Taking another hiatus to focus on raising her daughter, Brandy made a quick return with the release of Afrodisiac in 2004 and briefly took her seat as a judge on America’s Got Talent before she was replaced by Sharon Osbourne. In 2008, she released her fifth studio album, Human, which failed to chart and marked her first failure in the industry as she struggled to rekindle her fame with an appearance on Dancing with the Stars and the reality series, Brandy & Ray J: A Family Business. With the show canceled shortly after, Brandy made the move over to the BET network where she accepted a recurring role on The Game as she worked on her sixth album, Two Eleven, which marked her comeback in the industry in 2012.
Over the last five years, Brandy has once again reinvented herself as an independent artist. “I think this is really me coming into my own as an artist and really making the motto of my life to be brave because I’ve been through a lot and I’m still here,” she says. Making her Broadway debut in Chicago in 2015, she’s been unstoppable ever since with her starring role on Zoe Ever After on BET, her Slayana World Tour that took her throughout Europe, and her upcoming seventh album. She’s also been spotted on the FOX reality series My Kitchen Rules and, as of August 2017, announced her return to Broadway where she’ll reprise her role as Roxie Hart.
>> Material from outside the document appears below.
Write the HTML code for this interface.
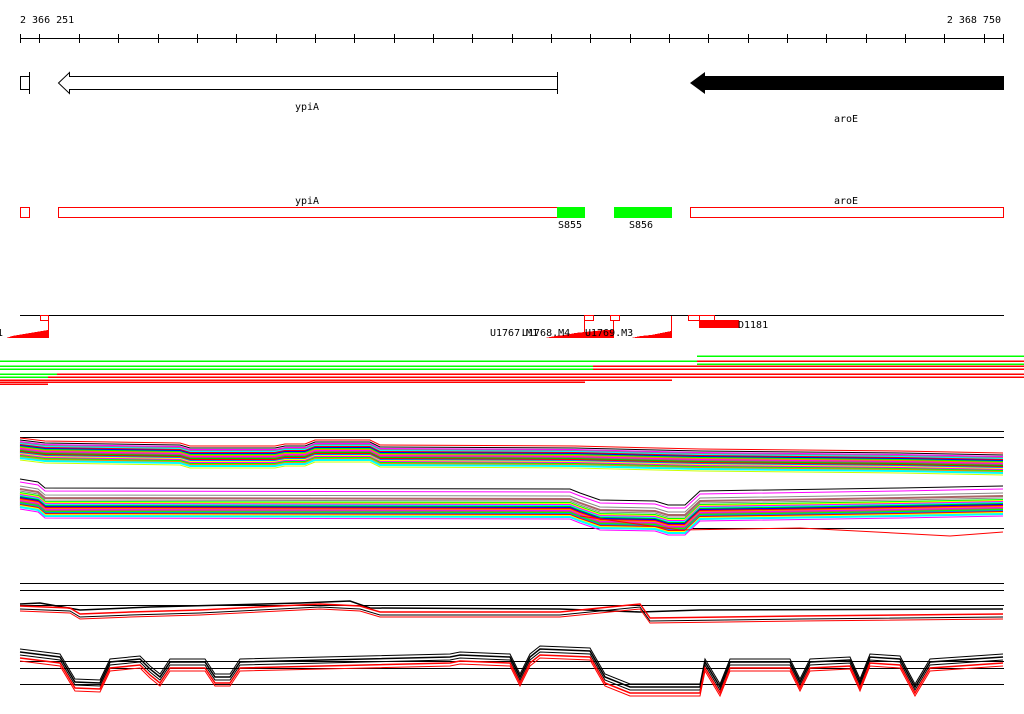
<!DOCTYPE html>
<html><head><meta charset="utf-8"><style>
body{margin:0;background:#fff;width:1024px;height:714px;overflow:hidden}
svg{display:block}
text{font-family:"DejaVu Sans Mono","Liberation Mono",monospace;font-size:10px;fill:#000}
</style></head><body>
<svg width="1024" height="714" viewBox="0 0 1024 714" xmlns="http://www.w3.org/2000/svg" shape-rendering="crispEdges">
<text x="20" y="23">2 366 251</text>
<text x="1001" y="23" text-anchor="end">2 368 750</text>
<g stroke="#000" stroke-width="1">
<line x1="20" y1="38.5" x2="1004" y2="38.5"/>
<path d="M20.5 34v9M39.5 34v9M79.5 34v9M118.5 34v9M158.5 34v9M197.5 34v9M236.5 34v9M276.5 34v9M315.5 34v9M354.5 34v9M394.5 34v9M433.5 34v9M472.5 34v9M512.5 34v9M551.5 34v9M590.5 34v9M630.5 34v9M669.5 34v9M708.5 34v9M748.5 34v9M787.5 34v9M826.5 34v9M866.5 34v9M905.5 34v9M944.5 34v9M984.5 34v9M1003.5 34v9"/>
</g>
<path d="M20.5 76.5H29.5V89.5H20.5Z M29.5 72V94" fill="none" stroke="#000"/>
<path d="M58.5 83 L69.5 72.5 V76.5 H557.5 V89.5 H69.5 V93.5 Z M557.5 72v22" fill="#fff" stroke="#000" shape-rendering="auto"/>
<path d="M690 83 L705 72 V76 H1004 V90 H705 V94 Z" fill="#000" shape-rendering="auto"/>
<text x="307" y="110" text-anchor="middle">ypiA</text>
<text x="846" y="122" text-anchor="middle">aroE</text>
<g fill="none" stroke="#f00">
<rect x="20.5" y="207.5" width="9" height="10"/>
<rect x="58.5" y="207.5" width="499" height="10"/>
<rect x="690.5" y="207.5" width="313" height="10"/>
</g>
<rect x="557" y="207" width="28" height="11" fill="#0f0"/>
<rect x="614" y="207" width="58" height="11" fill="#0f0"/>
<text x="307" y="204" text-anchor="middle">ypiA</text>
<text x="846" y="204" text-anchor="middle">aroE</text>
<text x="558" y="228">S855</text>
<text x="629" y="228">S856</text>
<line x1="20" y1="315.5" x2="1004" y2="315.5" stroke="#000"/>
<g fill="none" stroke="#f00">
<rect x="40.5" y="315.5" width="8" height="5"/>
<rect x="584.5" y="315.5" width="9" height="5"/>
<rect x="610.5" y="315.5" width="9" height="5"/>
<rect x="688.5" y="315.5" width="11" height="5"/>
<rect x="699.5" y="315.5" width="15" height="5"/>
<path d="M48.5 316V338M584.5 320V338M613.5 320V338M671.5 316V338"/>
</g>
<g fill="#f00">
<path d="M6 338 L12 336 L18 335 L24 334 L30 333 L36 332 L42 331 L48 330 V338Z"/>
<path d="M545 338 L555 336 L565 335 L575 333 L585 332 L595 331 L605 330 L613 330 V338Z"/>
<path d="M631 338 L641 336 L651 335 L661 333 L671 331 V338Z"/>
<rect x="699" y="320" width="40" height="8"/>
</g>
<text x="-3" y="336">1</text>
<text x="490" y="336">U1767.M1</text>
<text x="522" y="336">U1768.M4</text>
<text x="585" y="336">U1769.M3</text>
<text x="738" y="328">D1181</text>
<g stroke-width="1.5">
<line x1="697" y1="356" x2="1024" y2="356" stroke="#0f0"/>
<line x1="0" y1="361" x2="697" y2="361" stroke="#0f0"/>
<line x1="697" y1="361" x2="1024" y2="361" stroke="#f00"/>
<line x1="697" y1="364" x2="1024" y2="364" stroke="#0f0"/>
<line x1="0" y1="366" x2="593" y2="366" stroke="#0f0"/>
<line x1="593" y1="366" x2="1024" y2="366" stroke="#f00"/>
<line x1="0" y1="369" x2="593" y2="369" stroke="#0f0"/>
<line x1="593" y1="369" x2="1024" y2="369" stroke="#f00"/>
<line x1="0" y1="374" x2="57" y2="374" stroke="#0f0"/>
<line x1="57" y1="374" x2="1024" y2="374" stroke="#f00"/>
<line x1="0" y1="377" x2="48" y2="377" stroke="#0f0"/>
<line x1="48" y1="377" x2="1024" y2="377" stroke="#f00"/>
<line x1="0" y1="380" x2="672" y2="380" stroke="#f00"/>
<line x1="0" y1="382" x2="585" y2="382" stroke="#f00"/>
<line x1="0" y1="384" x2="48" y2="384" stroke="#f00"/>
</g>
<defs>
<path id="b1" fill="none" d="M20 440 L45 443 L180 445 L190 448 L275 448 L285 446 L305 446 L315 442 L370 442 L380 447 L575 448 L700 451 L900 453 L1003 455"/>
<path id="b2" fill="none" d="M20 483 L38 486 L45 492 L570 493 L580 497 L600 504 L655 505 L668 509 L685 509 L700 495 L900 492 L1003 490"/>
<path id="c1" fill="none" d="M20 606 L70 608 L80 614 L130 612 L200 610 L320 604 L360 606 L380 612 L560 612 L640 604 L650 618 L800 616 L1003 614"/>
<path id="c2" fill="none" d="M20 655 L60 660 L75 685 L100 686 L110 665 L140 662 L150 672 L160 680 L170 665 L205 665 L215 680 L230 680 L240 665 L450 660 L460 658 L510 660 L520 680 L530 660 L540 652 L590 654 L605 680 L630 690 L700 690 L705 665 L720 690 L730 665 L790 665 L800 685 L810 665 L850 663 L860 685 L870 660 L900 662 L915 690 L930 665 L1003 660"/>
</defs>
<g stroke="#000" stroke-width="1">
<line x1="20" y1="431.5" x2="1004" y2="431.5"/>
<line x1="20" y1="437.5" x2="1004" y2="437.5"/>
<line x1="20" y1="528.5" x2="1004" y2="528.5"/>
<line x1="20" y1="583.5" x2="1004" y2="583.5"/>
<line x1="20" y1="590.5" x2="1004" y2="590.5"/>
<line x1="20" y1="605.5" x2="1004" y2="605.5"/>
<line x1="20" y1="661.5" x2="1004" y2="661.5"/>
<line x1="20" y1="668.5" x2="1004" y2="668.5"/>
<line x1="20" y1="684.5" x2="1004" y2="684.5"/>
</g>
<g stroke-width="2" shape-rendering="auto">
<use href="#b1" y="-2" stroke="#f00" stroke-width="1"/>
<use href="#b1" y="0" stroke="#000" stroke-width="1"/>
<use href="#b1" y="2" stroke="#f0f"/>
<use href="#b1" y="3" stroke="#888"/>
<use href="#b1" y="4" stroke="#0ff"/>
<use href="#b1" y="5" stroke="#f00"/>
<use href="#b1" y="6" stroke="#00f"/>
<use href="#b1" y="7" stroke="#0f0"/>
<use href="#b1" y="8" stroke="#f80"/>
<use href="#b1" y="9" stroke="#f0f"/>
<use href="#b1" y="10" stroke="#a66"/>
<use href="#b1" y="11" stroke="#0c0"/>
<use href="#b1" y="12" stroke="#f00"/>
<use href="#b1" y="13" stroke="#08f"/>
<use href="#b1" y="14" stroke="#ff0"/>
<use href="#b1" y="15" stroke="#f0f"/>
<use href="#b1" y="16" stroke="#0f0"/>
<use href="#b1" y="17" stroke="#f80"/>
<use href="#b1" y="18" stroke="#0ff"/>
<use href="#b1" y="20" stroke="#cf0" stroke-width="1"/>
<use href="#b2" y="-4" stroke="#000" stroke-width="1"/>
<use href="#b2" y="-1" stroke="#f0f" stroke-width="1"/>
<use href="#b2" y="3" stroke="#888" stroke-width="1"/>
<use href="#b2" y="6" stroke="#a66"/>
<use href="#b2" y="8" stroke="#888" stroke-width="1"/>
<use href="#b2" y="10" stroke="#0f0"/>
<use href="#b2" y="11" stroke="#ff0"/>
<use href="#b2" y="12" stroke="#f0f"/>
<use href="#b2" y="13" stroke="#0ff"/>
<use href="#b2" y="14" stroke="#0c0"/>
<use href="#b2" y="15" stroke="#00f"/>
<use href="#b2" y="16" stroke="#f00"/>
<use href="#b2" y="17" stroke="#f80"/>
<use href="#b2" y="18" stroke="#f0f"/>
<use href="#b2" y="19" stroke="#a66"/>
<use href="#b2" y="20" stroke="#0f0"/>
<use href="#b2" y="21" stroke="#08f"/>
<use href="#b2" y="22" stroke="#f00"/>
<use href="#b2" y="23" stroke="#ff0"/>
<use href="#b2" y="24" stroke="#0ff"/>
<use href="#b2" y="26" stroke="#f0f" stroke-width="1"/>
<path d="M580 516 L680 530 L800 528 L950 536 L1003 532" fill="none" stroke="#f00" stroke-width="1"/>
<path d="M20 604 L40 603 L80 610 L150 607 L300 603 L350 601 L370 608 L560 609 L640 612 L700 610 L1003 609" fill="none" stroke="#000" stroke-width="1.5"/>
<use href="#c1" y="0" stroke="#f00" stroke-width="1.5"/>
<use href="#c1" y="3" stroke="#000" stroke-width="1"/>
<use href="#c1" y="5" stroke="#f00" stroke-width="1"/>
<use href="#c2" y="-3" stroke="#000" stroke-width="1.5"/>
<use href="#c2" y="0" stroke="#000" stroke-width="1"/>
<use href="#c2" y="3" stroke="#f00" stroke-width="1.5"/>
<use href="#c2" y="6" stroke="#f00" stroke-width="1"/>
<use href="#c2" y="-6" stroke="#000" stroke-width="1"/>
</g>
</svg>
</body></html>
“I feel like there’s so much purpose that’s left in me to share with people and I’m just ready to use my gift in the right way because I know I have a gift and it’s unique and different than anybody else’s,” the 38-year-old says of this next chapter in her life and her career. “I’m supposed to do something with it and I’m happy that I know that now. It’s not just cliché or just something to say because I feel it. I’m happy about that.”